■ Task requirements ■
Copy the records below exactly, omitting any pictures they contain.

— Start Data to use —

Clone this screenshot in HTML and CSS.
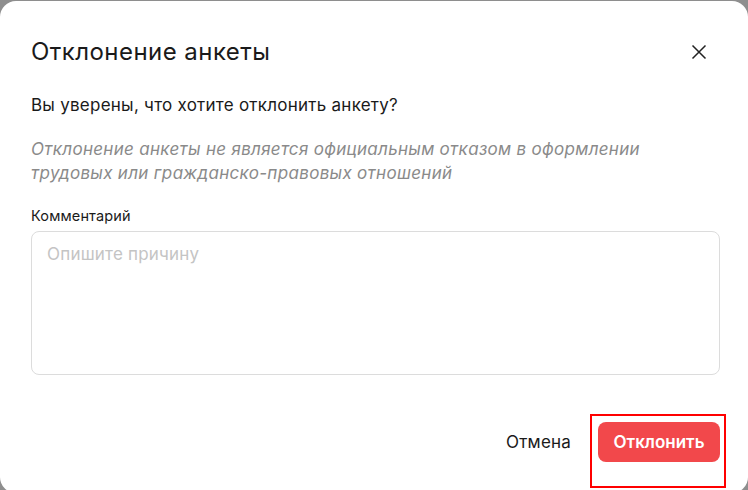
FILE: index.html
```html
<!DOCTYPE html>
<html lang="ru">
<head>
<meta charset="utf-8">
<link rel="stylesheet" href="styles.css">
</head>
<body>
<div class="modal">
  <div class="header">
    <h1 class="title">Отклонение анкеты</h1>
    <button class="close" aria-label="Закрыть">
      <svg width="16" height="16" viewBox="0 0 16 16"><path d="M1.5 1.5L14.5 14.5M14.5 1.5L1.5 14.5" stroke="#222" stroke-width="1.5" fill="none"/></svg>
    </button>
  </div>
  <p class="question">Вы уверены, что хотите отклонить анкету?</p>
  <p class="note">Отклонение анкеты не является официальным отказом в оформлении трудовых или гражданско-правовых отношений</p>
  <label class="label">Комментарий</label>
  <textarea class="field" placeholder="Опишите причину"></textarea>
  <div class="footer">
    <button class="cancel">Отмена</button>
    <div class="highlight"><button class="reject">Отклонить</button></div>
  </div>
</div>
</body>
</html>
```
FILE: styles.css
```css
html, body { margin: 0; padding: 0; }
body {
  background: #8e8e8e;
  font-family: Inter, "Noto Sans", sans-serif;
  width: 748px;
  height: 490px;
  overflow: hidden;
}
.modal {
  box-sizing: border-box;
  margin-top: 1px;
  height: 492px;
  background: #fff;
  border-radius: 16px;
  padding: 36px 29px 0 31px;
  display: flex;
  flex-direction: column;
}
.header {
  display: flex;
  align-items: center;
  justify-content: space-between;
}
.title {
  margin: 0;
  font-size: 24px;
  font-weight: 400;
  line-height: 30px;
  letter-spacing: 0.45px;
  color: #1a1a1a;
}
.close {
  border: 0;
  background: none;
  padding: 0;
  margin-right: 12px;
  width: 16px;
  height: 16px;
  display: flex;
}
.question {
  margin: 26px 0 0;
  font-size: 17px;
  line-height: 24px;
  letter-spacing: 0.25px;
  color: #1a1a1a;
}
.note {
  margin: 20px 0 0;
  max-width: 640px;
  font-size: 17px;
  line-height: 24px;
  font-style: italic;
  color: #8a8a8a;
  letter-spacing: 0.3px;
}
.label {
  margin-top: 21px;
  font-size: 14.5px;
  line-height: 20px;
  letter-spacing: 0.15px;
  color: #1a1a1a;
}
.field {
  box-sizing: border-box;
  margin-top: 5px;
  width: 689px;
  height: 144px;
  border: 1px solid #dcdcdc;
  border-radius: 8px;
  padding: 10px 15px;
  font-family: inherit;
  font-size: 17px;
  line-height: 24px;
  letter-spacing: 0.2px;
  resize: none;
  outline: none;
}
.field::placeholder { color: #c4c4c4; }
.footer {
  display: flex;
  justify-content: flex-end;
  align-items: flex-start;
  gap: 19px;
  margin-top: 39px;
  margin-right: -7px;
}
.cancel {
  border: 0;
  background: none;
  font-family: inherit;
  font-size: 17px;
  line-height: 20px;
  letter-spacing: 0.2px;
  color: #1a1a1a;
  padding: 0;
  margin-top: 18px;
}
.highlight {
  border: 2px solid #f00;
  padding: 6px 4px 24px 6px;
}
.reject {
  display: block;
  border: 0;
  background: #f2484b;
  color: #fff;
  font-family: inherit;
  font-size: 17px;
  font-weight: 600;
  border-radius: 8px;
  height: 40px;
  width: 122px;
  padding: 0;
}
```
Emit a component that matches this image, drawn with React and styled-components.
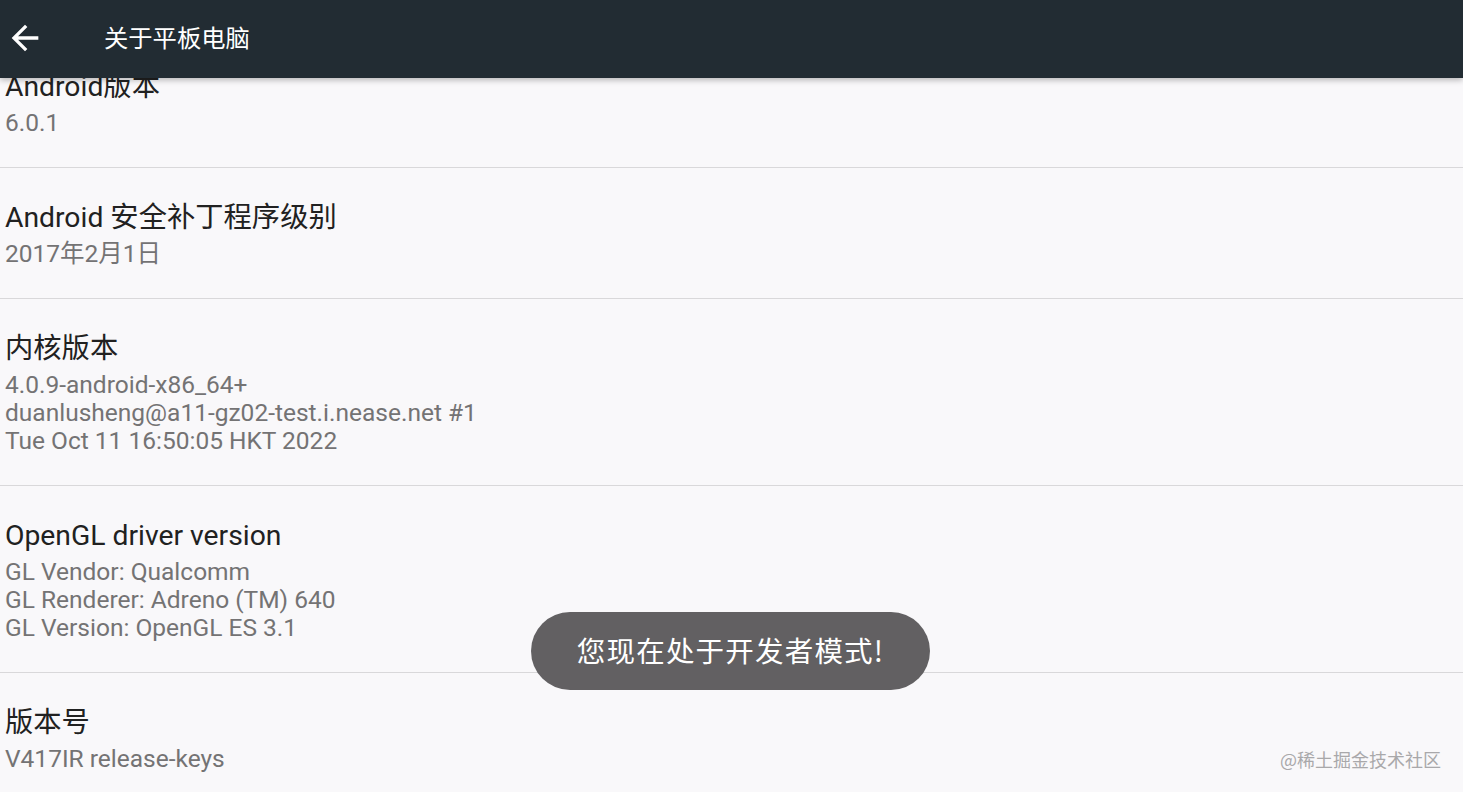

— End Data to use —

■ Full response ■
Clone this screenshot in HTML and CSS.
FILE: index.html
```html
<!DOCTYPE html>
<html lang="ru">
<head>
<meta charset="utf-8">
<link rel="stylesheet" href="styles.css">
</head>
<body>
<div class="modal">
  <div class="header">
    <h1 class="title">Отклонение анкеты</h1>
    <button class="close" aria-label="Закрыть">
      <svg width="16" height="16" viewBox="0 0 16 16"><path d="M1.5 1.5L14.5 14.5M14.5 1.5L1.5 14.5" stroke="#222" stroke-width="1.5" fill="none"/></svg>
    </button>
  </div>
  <p class="question">Вы уверены, что хотите отклонить анкету?</p>
  <p class="note">Отклонение анкеты не является официальным отказом в оформлении трудовых или гражданско-правовых отношений</p>
  <label class="label">Комментарий</label>
  <textarea class="field" placeholder="Опишите причину"></textarea>
  <div class="footer">
    <button class="cancel">Отмена</button>
    <div class="highlight"><button class="reject">Отклонить</button></div>
  </div>
</div>
</body>
</html>
```
FILE: styles.css
```css
html, body { margin: 0; padding: 0; }
body {
  background: #8e8e8e;
  font-family: Inter, "Noto Sans", sans-serif;
  width: 748px;
  height: 490px;
  overflow: hidden;
}
.modal {
  box-sizing: border-box;
  margin-top: 1px;
  height: 492px;
  background: #fff;
  border-radius: 16px;
  padding: 36px 29px 0 31px;
  display: flex;
  flex-direction: column;
}
.header {
  display: flex;
  align-items: center;
  justify-content: space-between;
}
.title {
  margin: 0;
  font-size: 24px;
  font-weight: 400;
  line-height: 30px;
  letter-spacing: 0.45px;
  color: #1a1a1a;
}
.close {
  border: 0;
  background: none;
  padding: 0;
  margin-right: 12px;
  width: 16px;
  height: 16px;
  display: flex;
}
.question {
  margin: 26px 0 0;
  font-size: 17px;
  line-height: 24px;
  letter-spacing: 0.25px;
  color: #1a1a1a;
}
.note {
  margin: 20px 0 0;
  max-width: 640px;
  font-size: 17px;
  line-height: 24px;
  font-style: italic;
  color: #8a8a8a;
  letter-spacing: 0.3px;
}
.label {
  margin-top: 21px;
  font-size: 14.5px;
  line-height: 20px;
  letter-spacing: 0.15px;
  color: #1a1a1a;
}
.field {
  box-sizing: border-box;
  margin-top: 5px;
  width: 689px;
  height: 144px;
  border: 1px solid #dcdcdc;
  border-radius: 8px;
  padding: 10px 15px;
  font-family: inherit;
  font-size: 17px;
  line-height: 24px;
  letter-spacing: 0.2px;
  resize: none;
  outline: none;
}
.field::placeholder { color: #c4c4c4; }
.footer {
  display: flex;
  justify-content: flex-end;
  align-items: flex-start;
  gap: 19px;
  margin-top: 39px;
  margin-right: -7px;
}
.cancel {
  border: 0;
  background: none;
  font-family: inherit;
  font-size: 17px;
  line-height: 20px;
  letter-spacing: 0.2px;
  color: #1a1a1a;
  padding: 0;
  margin-top: 18px;
}
.highlight {
  border: 2px solid #f00;
  padding: 6px 4px 24px 6px;
}
.reject {
  display: block;
  border: 0;
  background: #f2484b;
  color: #fff;
  font-family: inherit;
  font-size: 17px;
  font-weight: 600;
  border-radius: 8px;
  height: 40px;
  width: 122px;
  padding: 0;
}
```
Emit a component that matches this image, drawn with React and styled-components.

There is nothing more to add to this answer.